*Exercise materials*
::::::::::

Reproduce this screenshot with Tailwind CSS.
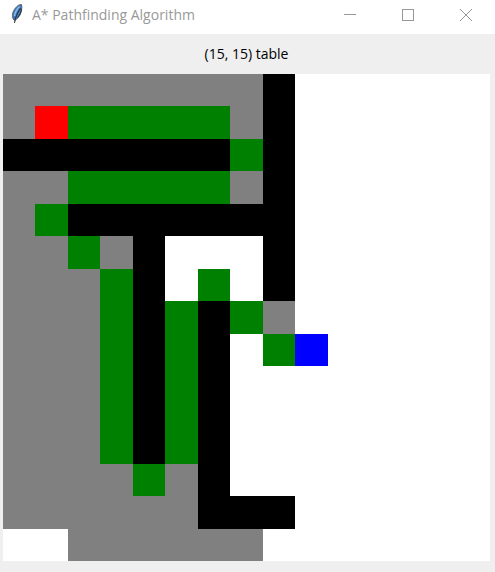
<!DOCTYPE html>
<html lang="en">
<head>
<meta charset="utf-8">
<meta name="viewport" content="width=device-width, initial-scale=1">
<title>A* Pathfinding Algorithm</title>
<script src="https://cdn.jsdelivr.net/npm/@tailwindcss/browser@4"></script>
</head>
<body class="min-h-screen flex flex-col bg-[#efefef] font-['Open_Sans','Noto_Sans',sans-serif]">
<header class="flex h-[34px] items-start bg-white text-[#999999]">
  <svg class="ml-2 mt-1 size-5 shrink-0" viewBox="0 0 20 20" aria-hidden="true">
    <path d="M5.500 15.500 C3.500 12 4.500 7.500 7.500 4 C9.500 1.500 11.500 .5 13.500 .5 C14.300 4 13.500 8 12 11 C10.500 13.500 9 15 7 16.500 Z" fill="#3b7cc4" stroke="#555" stroke-width=".9"/>
    <path d="M6.500 12 C7 8.500 9 5 11.500 2.500" fill="none" stroke="#8dbbea" stroke-width="1.500"/>
    <path d="M6.500 19 C7 14.500 9 9.500 12.500 4" fill="none" stroke="#2a2a2a" stroke-width="1"/>
    <path d="M13.300 5 C13.300 8 12 11 9.500 13.500" fill="none" stroke="#333" stroke-width="1"/>
  </svg>
  <h1 class="ml-1 grow text-sm leading-[30px] whitespace-nowrap">A* Pathfinding Algorithm</h1>
  <div class="flex">
    <button type="button" aria-label="Minimize" class="flex h-[30px] w-[58px] items-center justify-center"><svg class="size-3" viewBox="0 0 12 12" fill="none" stroke="currentColor" shape-rendering="crispEdges"><path d="M0 5.500H12"/></svg></button>
    <button type="button" aria-label="Maximize" class="flex h-[30px] w-[58px] items-center justify-center"><svg class="size-3" viewBox="0 0 12 12" fill="none" stroke="currentColor" shape-rendering="crispEdges"><rect x=".5" y=".5" width="11" height="11"/></svg></button>
    <button type="button" aria-label="Close" class="flex h-[30px] w-[58px] items-center justify-center"><svg class="size-3" viewBox="0 0 12 12" fill="none" stroke="currentColor"><path d="M0 0L12 12M12 0L0 12"/></svg></button>
  </div>
</header>
<main class="pl-[3px] pr-[5px] pb-[10px]">
  <p class="h-10 text-center text-sm leading-[40px] text-black">(15, 15) table</p>
  <div id="board" class="grid grid-cols-15 bg-white" role="img" aria-label="Pathfinding grid"></div>
</main>
<script>
  const rows = [
    'vvvvvvvvw......',
    'vspppppvw......',
    'wwwwwwwpw......',
    'vvpppppvw......',
    'vpwwwwwww......',
    'vvpvw...w......',
    'vvvpw.p.w......',
    'vvvpwpwpv......',
    'vvvpwpw.pe.....',
    'vvvpwpw........',
    'vvvpwpw........',
    'vvvpwpw........',
    'vvvvpvw........',
    'vvvvvvwww......',
    '..vvvvvv.......'
  ];
  const fills = {
    v: 'aspect-square bg-[#808080]',
    w: 'aspect-square bg-black',
    p: 'aspect-square bg-[#008000]',
    s: 'aspect-square bg-[#ff0000]',
    e: 'aspect-square bg-[#0000ff]',
    '.': 'aspect-square bg-white'
  };
  const board = document.getElementById('board');
  for (const row of rows) for (const c of row) {
    const cell = document.createElement('div');
    cell.className = fills[c];
    board.append(cell);
  }
</script>
</body>
</html>
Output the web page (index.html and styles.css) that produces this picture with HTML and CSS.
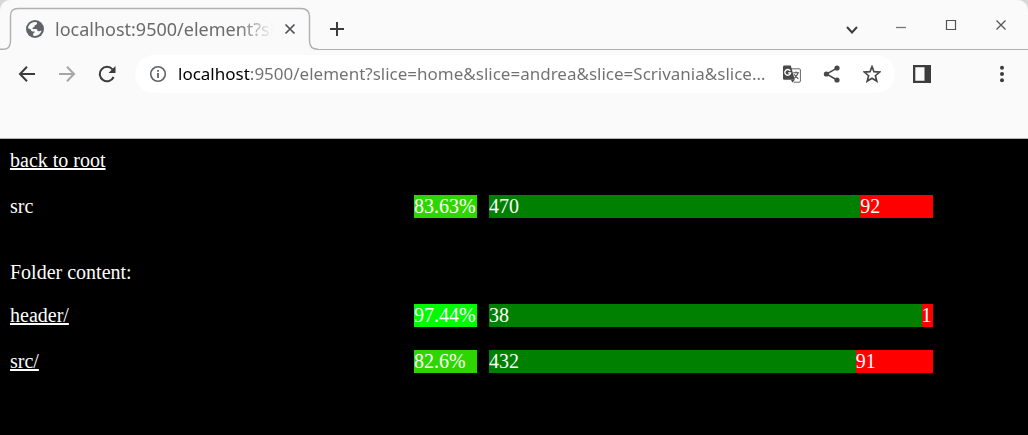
FILE: index.html
```html
<!DOCTYPE html>
<html lang="en">
<head>
<meta charset="utf-8">
<meta name="viewport" content="width=device-width, initial-scale=1">
<title>localhost:9500/element</title>
<link rel="stylesheet" href="styles.css">
</head>
<body>
<header class="browser">
  <div class="tabstrip">
    <div class="tab">
      <svg class="tab-outline" width="318" height="50" viewBox="0 0 318 50" fill="none" stroke="#b0b0b0" stroke-width="1.4"><path d="M0 49.3H3Q10.5 49.3 10.5 41V16Q10.5 8.5 18 8.5H301Q309.5 8.5 309.5 17V41Q309.5 49.3 318 49.3"/></svg>
      <svg class="icon" width="18" height="18" viewBox="0 0 18 18"><circle cx="9" cy="9" r="9" fill="#5f6368"/><path d="M2 8.2C2.3 5 5 2.3 8.5 2L10.8 2.3Q11.7 3.8 10.2 4.8L8.5 5.5V7L6.8 7.6L6.6 9H10Q11.7 9.2 11.5 11L13.4 11.3L15.5 10.6C14.8 13.8 12 16 9 16L7.2 15.7V13.2L8.6 12.5V11.6L6.5 11.5Q4.8 11 4.7 9.3Z" fill="#fafafa"/><path d="M10.7 5.8L12.7 4.4V3.1Q15.5 5 16 8L14 9.2L12.6 8.6L12.4 7.5L10.7 7.1Z" fill="#5f6368"/></svg>
      <span class="tab-title">localhost:9500/element?slice</span>
      <button class="icon-button close-tab" aria-label="Close tab"><svg width="12" height="12" viewBox="0 0 12 12" fill="none" stroke="#505256" stroke-width="1.7"><path d="M1.5 1.5L10.5 10.5M10.5 1.5L1.5 10.5"/></svg></button>
    </div>
    <div class="strip-rest">
      <button class="icon-button" aria-label="New tab"><svg width="16" height="16" viewBox="0 0 16 16" fill="none" stroke="#3c3c3c" stroke-width="2"><path d="M8 1V15M1 8H15"/></svg></button>
      <div class="window-controls">
        <button class="icon-button search-tabs" aria-label="Search tabs"><svg width="14" height="10" viewBox="0 0 14 10" fill="none" stroke="#3c3c3c" stroke-width="2"><path d="M2 2L7 7.5L12 2"/></svg></button>
        <button class="icon-button" aria-label="Minimize"><svg width="12" height="12" viewBox="0 0 12 12" fill="none" stroke="#777" stroke-width="1.3"><path d="M1 8.5H11"/></svg></button>
        <button class="icon-button" aria-label="Maximize"><svg width="12" height="12" viewBox="0 0 12 12" fill="none" stroke="#555" stroke-width="1.2"><path d="M1.5 1.5H10.5V10.5H1.5Z"/></svg></button>
        <button class="icon-button" aria-label="Close"><svg width="12" height="12" viewBox="0 0 12 12" fill="none" stroke="#555" stroke-width="1.3"><path d="M1.5 1.5L10.5 10.5M10.5 1.5L1.5 10.5"/></svg></button>
      </div>
    </div>
  </div>
  <div class="toolbar">
    <nav class="history" aria-label="History">
      <button class="icon-button" aria-label="Back"><svg width="18" height="18" viewBox="0 0 18 18" fill="none" stroke="#3c3c3c" stroke-width="2"><path d="M17 9H2.5M9 1.8L2 9L9 16.2"/></svg></button>
      <button class="icon-button" aria-label="Forward" disabled><svg width="18" height="18" viewBox="0 0 18 18" fill="none" stroke="#a6a6a6" stroke-width="2"><path d="M1 9H15.5M9 1.8L16 9L9 16.2"/></svg></button>
      <button class="icon-button" aria-label="Reload"><svg width="18" height="18" viewBox="0 0 18 18"><path d="M15.6 12A7.2 7.2 0 1 1 14.5 4.4" fill="none" stroke="#3c3c3c" stroke-width="2"/><path d="M17.5 1V8H10.5Z" fill="#3c3c3c"/></svg></button>
    </nav>
    <div class="omnibox">
      <button class="icon-button" aria-label="View site information"><svg width="18" height="18" viewBox="0 0 18 18"><circle cx="9" cy="9" r="7.3" fill="none" stroke="#5f6368" stroke-width="1.6"/><path d="M9 8V13M9 5V6.7" stroke="#5f6368" stroke-width="1.8"/></svg></button>
      <input class="address" type="text" aria-label="Address" value="localhost:9500/element?slice=home&amp;slice=andrea&amp;slice=Scrivania&amp;slice…">
      <button class="icon-button" aria-label="Translate this page"><svg width="18" height="18" viewBox="0 0 18 18"><path d="M8 3.8H16.2Q17.4 3.8 17.4 5V16Q17.4 17.2 16.2 17.2H10.5" fill="#fff" stroke="#666" stroke-width="1"/><path d="M1.2 0.5H7.8L11.8 14.7H1.2Q0 14.7 0 13.5V1.7Q0 .5 1.2 .5Z" fill="#484848"/><path d="M7.8 14.7H11.8L9.5 17.5Z" fill="#484848"/><path d="M7.2 5.8A2.9 2.9 0 1 0 7.6 7.9H5.1" fill="none" stroke="#fff" stroke-width="1.4"/><path d="M10.2 7.8H16M13 6.4V7.8M15 8Q14 11.2 11.3 13.2M11.2 9.2Q12.5 12 15.4 13.7" fill="none" stroke="#555" stroke-width="1.1"/></svg></button>
      <button class="icon-button" aria-label="Share this page"><svg width="18" height="18" viewBox="0 0 18 18"><path d="M14 3.2L3.5 9L14 15" fill="none" stroke="#484848" stroke-width="1.5"/><g fill="#484848"><circle cx="14" cy="3" r="2.6"/><circle cx="3.4" cy="9" r="2.6"/><circle cx="14" cy="15" r="2.6"/></g></svg></button>
      <button class="icon-button" aria-label="Bookmark this tab"><svg width="18" height="18" viewBox="0 0 18 18" fill="none" stroke="#484848" stroke-width="1.7"><path d="M9 1.6L11 6.7L16.7 7.1L12.4 10.7L13.8 16.1L9 13.2L4.2 16.1L5.6 10.7L1.3 7.1L7 6.7Z"/></svg></button>
    </div>
    <button class="icon-button side-panel" aria-label="Side panel"><svg width="18" height="18" viewBox="0 0 18 18"><path d="M0 0H18V18H0ZM2.3 2.3V15.7H11.5V2.3Z" fill="#3c3c3c" fill-rule="evenodd"/></svg></button>
    <button class="icon-button menu" aria-label="Menu"><svg width="18" height="18" viewBox="0 0 18 18" fill="#3c3c3c"><circle cx="9" cy="2.7" r="2"/><circle cx="9" cy="9" r="2"/><circle cx="9" cy="15.3" r="2"/></svg></button>
  </div>
</header>
<main class="report">
  <a class="back" href="#">back to root</a>
  <section class="row">
    <span>src</span>
    <span class="percent">83.63%</span>
    <div class="bar"><span class="covered" style="flex-grow:470">470</span><span class="missed" style="flex-grow:92">92</span></div>
  </section>
  <p class="heading">Folder content:</p>
  <section class="folder">
    <div class="row">
      <span><a href="#">header/</a></span>
      <span class="percent high">97.44%</span>
      <div class="bar"><span class="covered" style="flex-grow:38">38</span><span class="missed" style="flex-grow:1">1</span></div>
    </div>
    <div class="row">
      <span><a href="#">src/</a></span>
      <span class="percent">82.6%</span>
      <div class="bar"><span class="covered" style="flex-grow:432">432</span><span class="missed" style="flex-grow:91">91</span></div>
    </div>
  </section>
</main>
</body>
</html>
```
FILE: styles.css
```css
* {
  box-sizing: border-box;
}

html {
  background: #000;
}

body {
  margin: 0;
  background: #000;
  color: #fff;
  font: 20px/22px "Liberation Serif", serif;
}

.browser {
  background: #d8d8d8;
  border-bottom: 1px solid #b5b5b5;
  font-family: "Noto Sans", sans-serif;
}

.tabstrip {
  display: flex;
  height: 50px;
  background: #fafafa;
  border-radius: 10px 10px 0 0;
}

.tab {
  position: relative;
  flex: 0 0 318px;
  min-width: 0;
  width: 318px;
  display: flex;
  align-items: center;
  padding: 8px 22px 0 26px;
}

.tab-outline {
  position: absolute;
  inset: 0;
}

.tab-title {
  flex: 1;
  min-width: 0;
  margin: 0 11px;
  overflow: hidden;
  white-space: nowrap;
  color: #6b6b6b;
  font-size: 18px;
  -webkit-mask-image: linear-gradient(to right, #000 84%, transparent);
  mask-image: linear-gradient(to right, #000 84%, transparent);
}

.icon,
.icon-button {
  flex: none;
}

.icon-button {
  display: flex;
  align-items: center;
  justify-content: center;
  padding: 0;
  border: 0;
  background: none;
}

.strip-rest {
  flex: 1;
  display: flex;
  align-items: center;
  justify-content: space-between;
  padding: 8px 21px 0 11px;
  border-bottom: 1px solid #b0b0b0;
}

.window-controls {
  display: flex;
  align-items: center;
  gap: 38px;
  padding-bottom: 8px;
}

.search-tabs {
  margin-right: -2px;
  padding-top: 10px;
}

.toolbar {
  display: flex;
  align-items: center;
  padding: 5px 17px 45px 18px;
  background: #fafafa;
}

.history {
  display: flex;
  gap: 22px;
  margin-right: 19px;
}

.omnibox {
  flex: 1;
  display: flex;
  align-items: center;
  gap: 22px;
  height: 38px;
  padding: 0 14px;
  border-radius: 19px;
  background: #fff;
}

.address {
  flex: 1;
  min-width: 0;
  height: 30px;
  margin: 0 -6px 0 -11px;
  padding: 0;
  border: 0;
  outline: 0;
  background: linear-gradient(to right, #000 73px, #707070 73px);
  -webkit-background-clip: text;
  background-clip: text;
  color: transparent;
  caret-color: #000;
  font: 17px/30px "Noto Sans", sans-serif;
}

.side-panel {
  margin-left: 18px;
}

.menu {
  margin-left: 62px;
}

.report {
  padding: 10px;
}

.report a {
  color: inherit;
}

.back {
  display: block;
  width: max-content;
  margin-bottom: 24px;
}

.row {
  display: grid;
  grid-template-columns: 404fr 63px 12px 444fr 85fr;
  min-height: 23px;
}

.percent {
  background: #2ed600;
}

.percent.high {
  background: #00fa00;
}

.bar {
  grid-column: 4;
  display: flex;
}

.covered,
.missed {
  flex-basis: 0;
  min-width: 0;
}

.covered {
  background: #008000;
}

.missed {
  background: #f00;
}

.heading {
  margin: 43px 0 21px;
}

.folder {
  display: grid;
  gap: 23px;
}
```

::::::::::

*What needs to be done*
Using the records above, select and copy every line that has the word "with".

*Output of the exercise*
Reproduce this screenshot with Tailwind CSS.
Output the web page (index.html and styles.css) that produces this picture with HTML and CSS.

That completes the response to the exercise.